Empty Parking Lots 3

05232022-1c

"Empty Parking Lots:" In April, 2020 my 95 year old aunt was isolated in an assisted living facility (nursing home) in Cleveland. I would call her and sing with her on the phone every Sunday, because as a gregarious person she was incredibly lonely. Visits from her adult kids and grandkids were prohibited, even though they lived nearby. She was a singer all her life and knew a century's worth of music, so we never ran out of songs to to sing. But one Sunday she told me what it was like sitting in her room looking out the window, and from those words I wrote a song for her, which I sang for her every week.
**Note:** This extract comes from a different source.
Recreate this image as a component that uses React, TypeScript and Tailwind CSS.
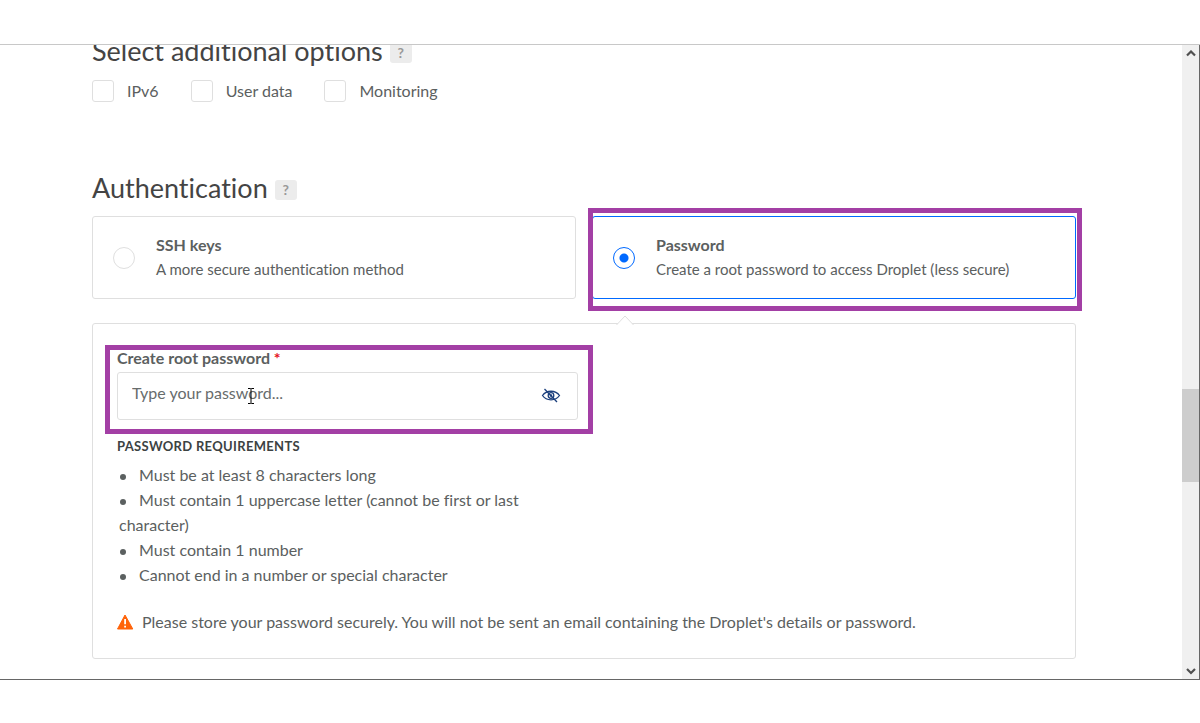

She had Alzheimers (and was aware of that) so each week she told me she'd forget all about the song and my phone visit by the next Sunday, so I simply reminded her each week and sang "her" song in between Gershwin, Porter, Berlin, Rodgers & Hammerstein, Yarburg, Stein, show tunes, Garland, etc.... By August she told me one stormy grey Sunday that this would probably be our last phone call, because she felt she would soon be joining my dad (her brother) in heaven. Which she did. But this song remains as a living tribute to her AND to all the many nursing home residents who never got to see their families before dying. I sang the song in Central Park and online, and everyone who heard it seemed to relate in some way, mostly recalling their own aunts, uncles, parents, grandparents, siblings, etc who they'd lost.